# Exercise
Give the listing again character for character, but drop the images.
===== Recorded data =====
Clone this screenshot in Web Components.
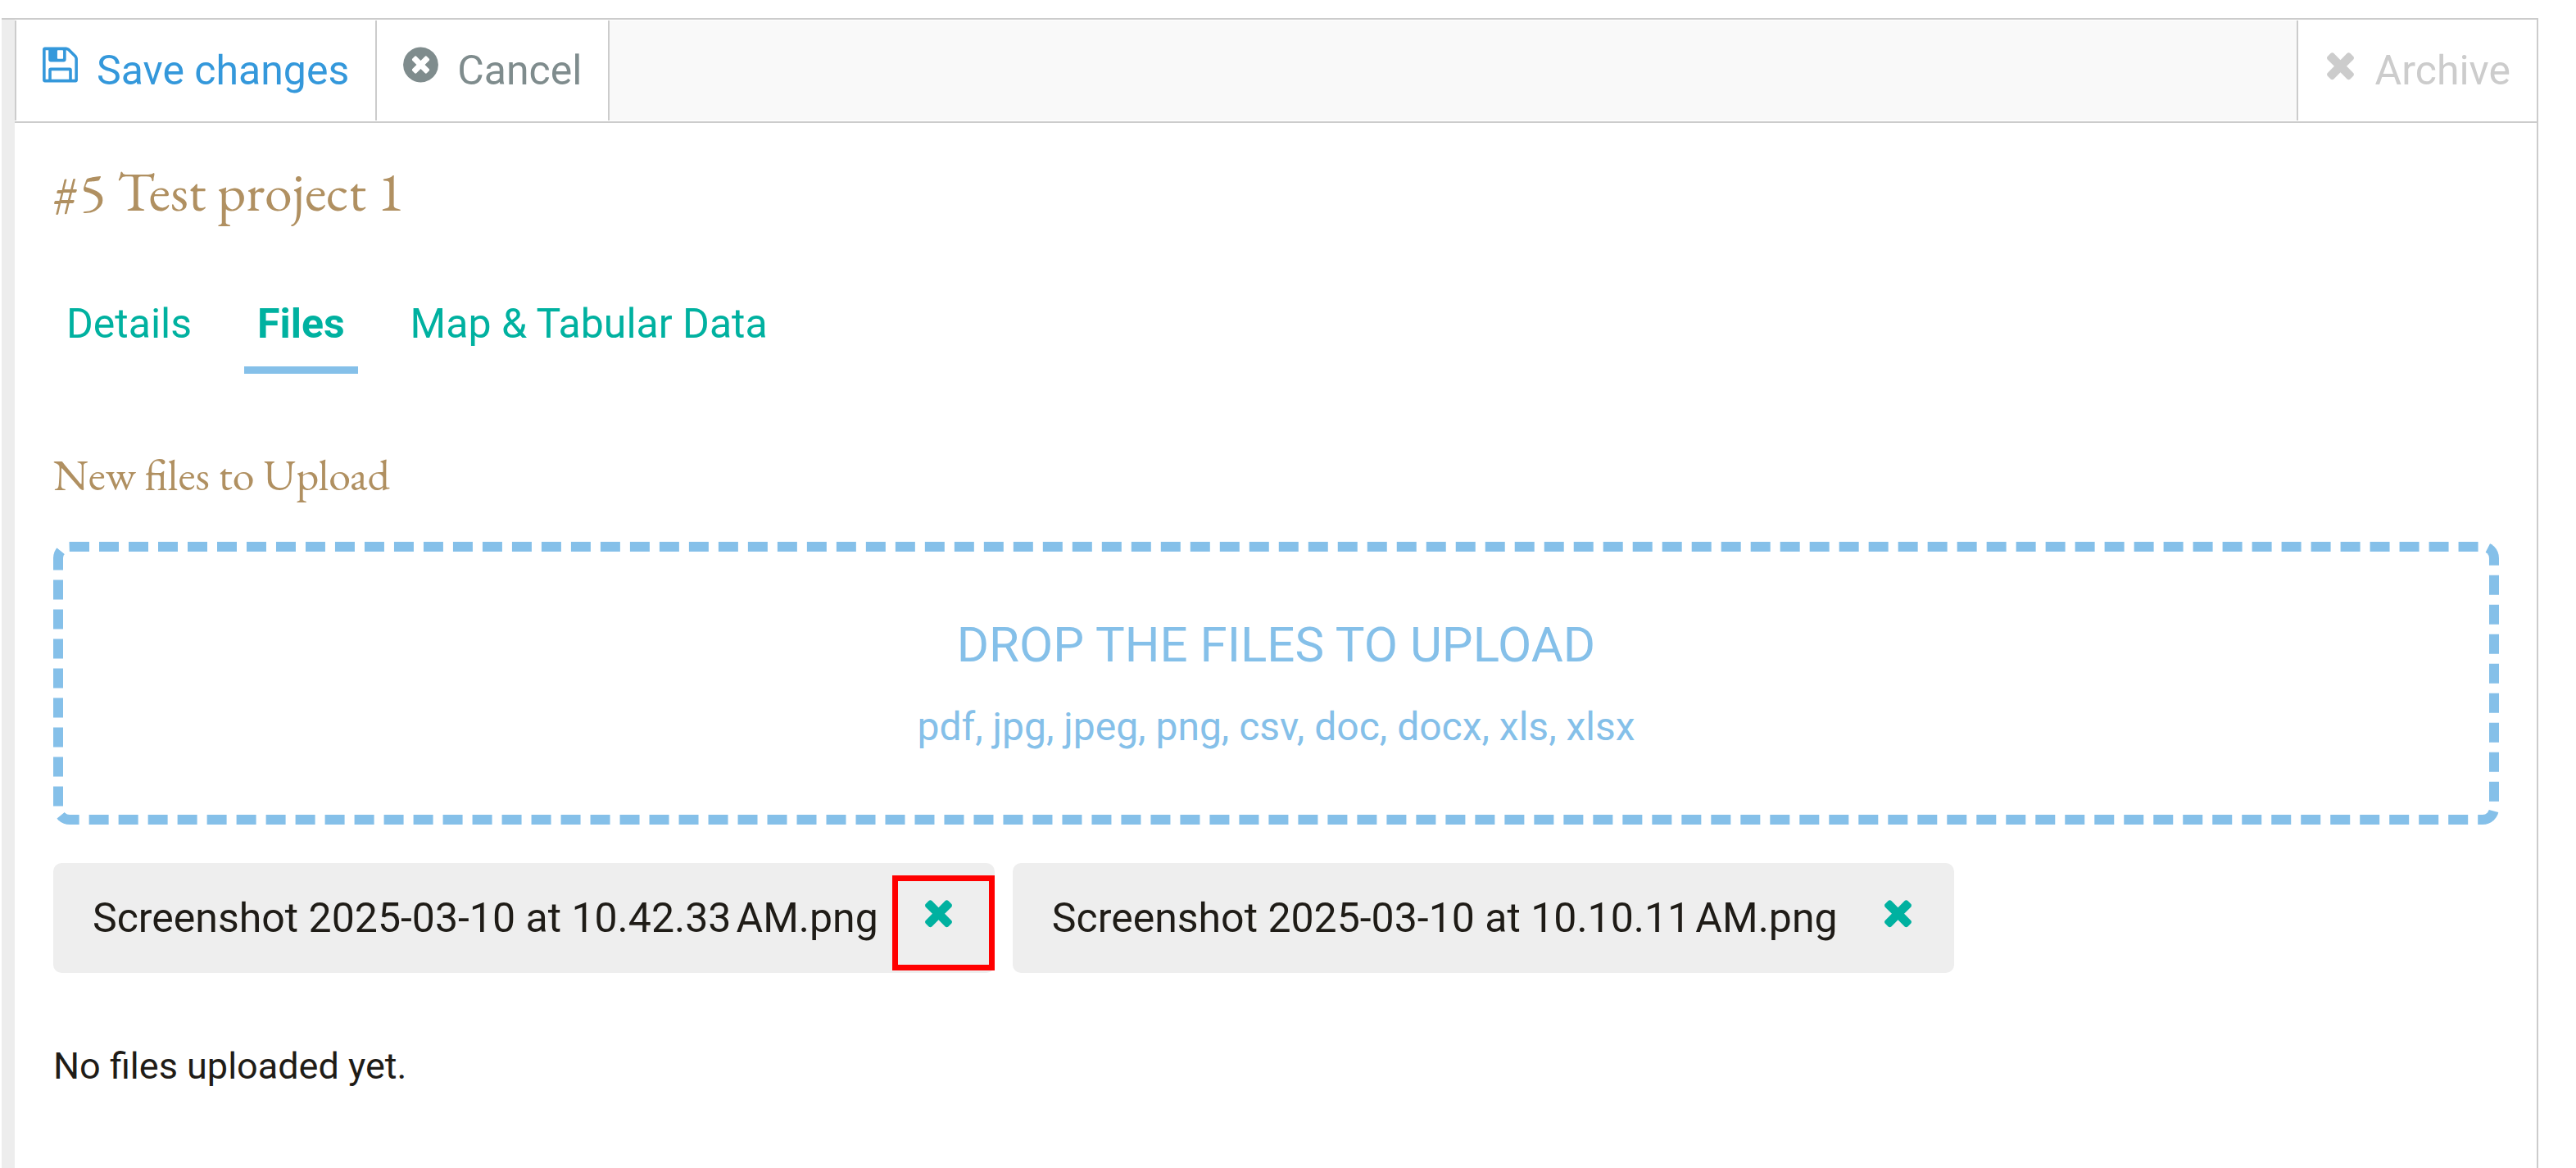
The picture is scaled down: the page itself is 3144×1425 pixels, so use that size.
<!DOCTYPE html>
<html lang="en">
<head>
<meta charset="utf-8">
<title>Test project 1</title>
<style>
  body { margin: 0; background: #fff; font-family: Roboto, sans-serif; font-size: 50px; line-height: 60px; color: #1f1c17; }
</style>
</head>
<body>
<project-panel>
  <tool-bar slot="toolbar">
    <tool-button icon="save" style="color:#3498db">Save changes</tool-button>
    <tool-button icon="cancel" style="color:#7f8c8d" last>Cancel</tool-button>
    <tool-button slot="end" icon="times" style="color:#ccc" disabled>Archive</tool-button>
  </tool-bar>
  <page-heading>#5 Test project 1</page-heading>
  <tab-list>
    <tab-link>Details</tab-link>
    <tab-link active>Files</tab-link>
    <tab-link>Map &amp; Tabular Data</tab-link>
  </tab-list>
  <section-heading>New files to Upload</section-heading>
  <drop-zone>
    DROP THE FILES TO UPLOAD
    <span slot="types">pdf, jpg, jpeg, png, csv, doc, docx, xls, xlsx</span>
  </drop-zone>
  <file-list>
    <file-chip marked>Screenshot 2025-03-10 at 10.42.33&#x202F;AM.png</file-chip>
    <file-chip>Screenshot 2025-03-10 at 10.10.11&#x202F;AM.png</file-chip>
  </file-list>
  <empty-note>No files uploaded yet.</empty-note>
</project-panel>

<script>
const ICONS = {
  save: [128, 1536, 'M512 1536h768v-384h-768v384zm896 0h128v-896q0-14-10-38.5t-20-34.5l-281-281q-10-10-34-20t-39-10v416q0 40-28 68t-68 28h-576q-40 0-68-28t-28-68v-416h-128v1280h128v-416q0-40 28-68t68-28h832q40 0 68 28t28 68v416zm-384-928v-320q0-13-9.5-22.5t-22.5-9.5h-192q-13 0-22.5 9.5t-9.5 22.5v320q0 13 9.5 22.5t22.5 9.5h192q13 0 22.5-9.5t9.5-22.5zm640 32v928q0 40-28 68t-68 28h-1344q-40 0-68-28t-28-68v-1344q0-40 28-68t68-28h928q40 0 88 20t76 48l280 280q28 28 48 76t20 88z'],
  cancel: [128, 1536, 'M1277 1122q0-26-19-45l-181-181 181-181q19-19 19-45 0-27-19-46l-90-90q-19-19-46-19-26 0-45 19l-181 181-181-181q-19-19-45-19-27 0-46 19l-90 90q-19 19-19 46 0 26 19 45l181 181-181 181q-19 19-19 45 0 27 19 46l90 90q19 19 46 19 26 0 45-19l181-181 181 181q19 19 45 19 27 0 46-19l90-90q19-19 19-46zm387-226q0 209-103 385.5t-279.5 279.5-385.5 103-385.5-103-279.5-279.5-103-385.5 103-385.5 279.5-279.5 385.5-103 385.5 103 279.5 279.5 103 385.5z'],
  times: [192, 1408, 'M1490 1322q0 40-28 68l-136 136q-28 28-68 28t-68-28l-294-294-294 294q-28 28-68 28t-68-28l-136-136q-28-28-28-68t28-68l294-294-294-294q-28-28-28-68t28-68l136-136q28-28 68-28t68 28l294 294 294-294q28-28 68-28t68 28l136 136q28 28 28 68t-28 68l-294 294 294 294q28 28 28 68z']
};

function define(name, render) {
  customElements.define(name, class extends HTMLElement {
    constructor() {
      super();
      this.attachShadow({ mode: 'open' });
    }
    connectedCallback() {
      this.shadowRoot.innerHTML = render(this);
    }
  });
}

define('glyph-icon', el => {
  const [x, w, d] = ICONS[el.getAttribute('name')];
  return `<style>
    :host { display: block; flex: none; margin-bottom: 14px; }
    svg { display: block; height: 50px; fill: currentColor; }
  </style>
  <svg viewBox="${x} 0 ${w} 1792" width="${Math.round(w * 50 / 1792)}" aria-hidden="true"><path d="${d}"/></svg>`;
});

define('project-panel', () => `<style>
    :host { display: flex; flex-direction: column; box-sizing: border-box; min-height: 100vh; padding: 22px 46px 0 2px; }
    .frame { flex: 1; display: flex; border-top: 2px solid #ccc; border-right: 2px solid #ccc; }
    .rail { flex: none; width: 16px; background: #ededed; }
    .main { flex: 1; min-width: 0; }
    .content { padding: 47px 46px 0 47px; }
  </style>
  <div class="frame"><div class="rail"></div><div class="main">
    <slot name="toolbar"></slot>
    <div class="content"><slot></slot></div>
  </div></div>`);

define('tool-bar', () => `<style>
    :host { display: flex; padding: 1px 0; border-bottom: 2px solid #ccc; }
    .space { flex: 1; background: #f9f9f9; }
  </style>
  <slot></slot><div class="space"></div><slot name="end"></slot>`);

define('tool-button', el => `<style>
    :host { display: block; border-left: 2px solid #ccc; }
    :host([last]) { border-right: 2px solid #ccc; }
    button { all: unset; box-sizing: border-box; height: 122px; display: flex; align-items: center; gap: 23px; padding: 0 32px; cursor: pointer; white-space: nowrap; }
    button:disabled { cursor: default; }
  </style>
  <button type="button" ${el.hasAttribute('disabled') ? 'disabled' : ''}><glyph-icon name="${el.getAttribute('icon')}"></glyph-icon><span><slot></slot></span></button>`);

define('page-heading', () => `<style>
    :host { display: block; }
    h1 { margin: 0; font: 400 68px/72px "EB Garamond", "Liberation Serif", serif; font-variant-ligatures: no-common-ligatures; color: #b09061; }
  </style><h1><slot></slot></h1>`);

define('section-heading', () => `<style>
    :host { display: block; margin: 93px 0 52px; }
    h2 { margin: 0; font: 400 54px/60px "EB Garamond", "Liberation Serif", serif; color: #b09061; }
  </style><h2><slot></slot></h2>`);

define('tab-list', () => `<style>
    :host { display: block; margin-top: 96px; }
    nav { display: flex; gap: 48px; }
  </style><nav><slot></slot></nav>`);

define('tab-link', el => `<style>
    :host { display: block; }
    a { display: block; padding: 0 16px 22px; border-bottom: 9px solid transparent; color: #00b1a0; text-decoration: none; }
    :host([active]) a { font-weight: 700; border-color: #85c0e9; }
  </style><a href="#" ${el.hasAttribute('active') ? 'aria-current="page"' : ''}><slot></slot></a>`);

define('drop-zone', () => `<style>
    :host { display: flex; flex-direction: column; align-items: center; gap: 34px; padding: 78px 0 77px; border: 12px dashed #85c0e9; border-radius: 20px; color: #85c0e9; }
    .title { font-size: 60px; line-height: 72px; }
    .types { font-size: 48px; }
  </style><div class="title"><slot></slot></div><div class="types"><slot name="types"></slot></div>`);

define('file-list', () => `<style>
    :host { display: flex; flex-wrap: wrap; gap: 22px; margin-top: 47px; }
  </style><slot></slot>`);

define('file-chip', () => `<style>
    :host { position: relative; display: flex; align-items: center; padding: 35px 0 35px 48px; border-radius: 10px; background: #eee; }
    button { all: unset; display: block; padding: 0 49px 0 54px; color: #00b1a0; cursor: pointer; }
    :host([marked])::after { content: ""; position: absolute; box-sizing: border-box; top: 15px; right: 0; bottom: 3px; width: 125px; border: 7px solid #f00; pointer-events: none; }
  </style><span><slot></slot></span><button type="button" aria-label="Remove file"><glyph-icon name="times"></glyph-icon></button>`);

define('empty-note', () => `<style>
    :host { display: block; margin-top: 86px; }
    p { margin: 0; font-size: 45px; line-height: 56px; }
  </style><p><slot></slot></p>`);
</script>
</body>
</html>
=====
# Response below
Clone this screenshot in Web Components.
The picture is scaled down: the page itself is 3144×1425 pixels, so use that size.
<!DOCTYPE html>
<html lang="en">
<head>
<meta charset="utf-8">
<title>Test project 1</title>
<style>
  body { margin: 0; background: #fff; font-family: Roboto, sans-serif; font-size: 50px; line-height: 60px; color: #1f1c17; }
</style>
</head>
<body>
<project-panel>
  <tool-bar slot="toolbar">
    <tool-button icon="save" style="color:#3498db">Save changes</tool-button>
    <tool-button icon="cancel" style="color:#7f8c8d" last>Cancel</tool-button>
    <tool-button slot="end" icon="times" style="color:#ccc" disabled>Archive</tool-button>
  </tool-bar>
  <page-heading>#5 Test project 1</page-heading>
  <tab-list>
    <tab-link>Details</tab-link>
    <tab-link active>Files</tab-link>
    <tab-link>Map &amp; Tabular Data</tab-link>
  </tab-list>
  <section-heading>New files to Upload</section-heading>
  <drop-zone>
    DROP THE FILES TO UPLOAD
    <span slot="types">pdf, jpg, jpeg, png, csv, doc, docx, xls, xlsx</span>
  </drop-zone>
  <file-list>
    <file-chip marked>Screenshot 2025-03-10 at 10.42.33&#x202F;AM.png</file-chip>
    <file-chip>Screenshot 2025-03-10 at 10.10.11&#x202F;AM.png</file-chip>
  </file-list>
  <empty-note>No files uploaded yet.</empty-note>
</project-panel>

<script>
const ICONS = {
  save: [128, 1536, 'M512 1536h768v-384h-768v384zm896 0h128v-896q0-14-10-38.5t-20-34.5l-281-281q-10-10-34-20t-39-10v416q0 40-28 68t-68 28h-576q-40 0-68-28t-28-68v-416h-128v1280h128v-416q0-40 28-68t68-28h832q40 0 68 28t28 68v416zm-384-928v-320q0-13-9.5-22.5t-22.5-9.5h-192q-13 0-22.5 9.5t-9.5 22.5v320q0 13 9.5 22.5t22.5 9.5h192q13 0 22.5-9.5t9.5-22.5zm640 32v928q0 40-28 68t-68 28h-1344q-40 0-68-28t-28-68v-1344q0-40 28-68t68-28h928q40 0 88 20t76 48l280 280q28 28 48 76t20 88z'],
  cancel: [128, 1536, 'M1277 1122q0-26-19-45l-181-181 181-181q19-19 19-45 0-27-19-46l-90-90q-19-19-46-19-26 0-45 19l-181 181-181-181q-19-19-45-19-27 0-46 19l-90 90q-19 19-19 46 0 26 19 45l181 181-181 181q-19 19-19 45 0 27 19 46l90 90q19 19 46 19 26 0 45-19l181-181 181 181q19 19 45 19 27 0 46-19l90-90q19-19 19-46zm387-226q0 209-103 385.5t-279.5 279.5-385.5 103-385.5-103-279.5-279.5-103-385.5 103-385.5 279.5-279.5 385.5-103 385.5 103 279.5 279.5 103 385.5z'],
  times: [192, 1408, 'M1490 1322q0 40-28 68l-136 136q-28 28-68 28t-68-28l-294-294-294 294q-28 28-68 28t-68-28l-136-136q-28-28-28-68t28-68l294-294-294-294q-28-28-28-68t28-68l136-136q28-28 68-28t68 28l294 294 294-294q28-28 68-28t68 28l136 136q28 28 28 68t-28 68l-294 294 294 294q28 28 28 68z']
};

function define(name, render) {
  customElements.define(name, class extends HTMLElement {
    constructor() {
      super();
      this.attachShadow({ mode: 'open' });
    }
    connectedCallback() {
      this.shadowRoot.innerHTML = render(this);
    }
  });
}

define('glyph-icon', el => {
  const [x, w, d] = ICONS[el.getAttribute('name')];
  return `<style>
    :host { display: block; flex: none; margin-bottom: 14px; }
    svg { display: block; height: 50px; fill: currentColor; }
  </style>
  <svg viewBox="${x} 0 ${w} 1792" width="${Math.round(w * 50 / 1792)}" aria-hidden="true"><path d="${d}"/></svg>`;
});

define('project-panel', () => `<style>
    :host { display: flex; flex-direction: column; box-sizing: border-box; min-height: 100vh; padding: 22px 46px 0 2px; }
    .frame { flex: 1; display: flex; border-top: 2px solid #ccc; border-right: 2px solid #ccc; }
    .rail { flex: none; width: 16px; background: #ededed; }
    .main { flex: 1; min-width: 0; }
    .content { padding: 47px 46px 0 47px; }
  </style>
  <div class="frame"><div class="rail"></div><div class="main">
    <slot name="toolbar"></slot>
    <div class="content"><slot></slot></div>
  </div></div>`);

define('tool-bar', () => `<style>
    :host { display: flex; padding: 1px 0; border-bottom: 2px solid #ccc; }
    .space { flex: 1; background: #f9f9f9; }
  </style>
  <slot></slot><div class="space"></div><slot name="end"></slot>`);

define('tool-button', el => `<style>
    :host { display: block; border-left: 2px solid #ccc; }
    :host([last]) { border-right: 2px solid #ccc; }
    button { all: unset; box-sizing: border-box; height: 122px; display: flex; align-items: center; gap: 23px; padding: 0 32px; cursor: pointer; white-space: nowrap; }
    button:disabled { cursor: default; }
  </style>
  <button type="button" ${el.hasAttribute('disabled') ? 'disabled' : ''}><glyph-icon name="${el.getAttribute('icon')}"></glyph-icon><span><slot></slot></span></button>`);

define('page-heading', () => `<style>
    :host { display: block; }
    h1 { margin: 0; font: 400 68px/72px "EB Garamond", "Liberation Serif", serif; font-variant-ligatures: no-common-ligatures; color: #b09061; }
  </style><h1><slot></slot></h1>`);

define('section-heading', () => `<style>
    :host { display: block; margin: 93px 0 52px; }
    h2 { margin: 0; font: 400 54px/60px "EB Garamond", "Liberation Serif", serif; color: #b09061; }
  </style><h2><slot></slot></h2>`);

define('tab-list', () => `<style>
    :host { display: block; margin-top: 96px; }
    nav { display: flex; gap: 48px; }
  </style><nav><slot></slot></nav>`);

define('tab-link', el => `<style>
    :host { display: block; }
    a { display: block; padding: 0 16px 22px; border-bottom: 9px solid transparent; color: #00b1a0; text-decoration: none; }
    :host([active]) a { font-weight: 700; border-color: #85c0e9; }
  </style><a href="#" ${el.hasAttribute('active') ? 'aria-current="page"' : ''}><slot></slot></a>`);

define('drop-zone', () => `<style>
    :host { display: flex; flex-direction: column; align-items: center; gap: 34px; padding: 78px 0 77px; border: 12px dashed #85c0e9; border-radius: 20px; color: #85c0e9; }
    .title { font-size: 60px; line-height: 72px; }
    .types { font-size: 48px; }
  </style><div class="title"><slot></slot></div><div class="types"><slot name="types"></slot></div>`);

define('file-list', () => `<style>
    :host { display: flex; flex-wrap: wrap; gap: 22px; margin-top: 47px; }
  </style><slot></slot>`);

define('file-chip', () => `<style>
    :host { position: relative; display: flex; align-items: center; padding: 35px 0 35px 48px; border-radius: 10px; background: #eee; }
    button { all: unset; display: block; padding: 0 49px 0 54px; color: #00b1a0; cursor: pointer; }
    :host([marked])::after { content: ""; position: absolute; box-sizing: border-box; top: 15px; right: 0; bottom: 3px; width: 125px; border: 7px solid #f00; pointer-events: none; }
  </style><span><slot></slot></span><button type="button" aria-label="Remove file"><glyph-icon name="times"></glyph-icon></button>`);

define('empty-note', () => `<style>
    :host { display: block; margin-top: 86px; }
    p { margin: 0; font-size: 45px; line-height: 56px; }
  </style><p><slot></slot></p>`);
</script>
</body>
</html>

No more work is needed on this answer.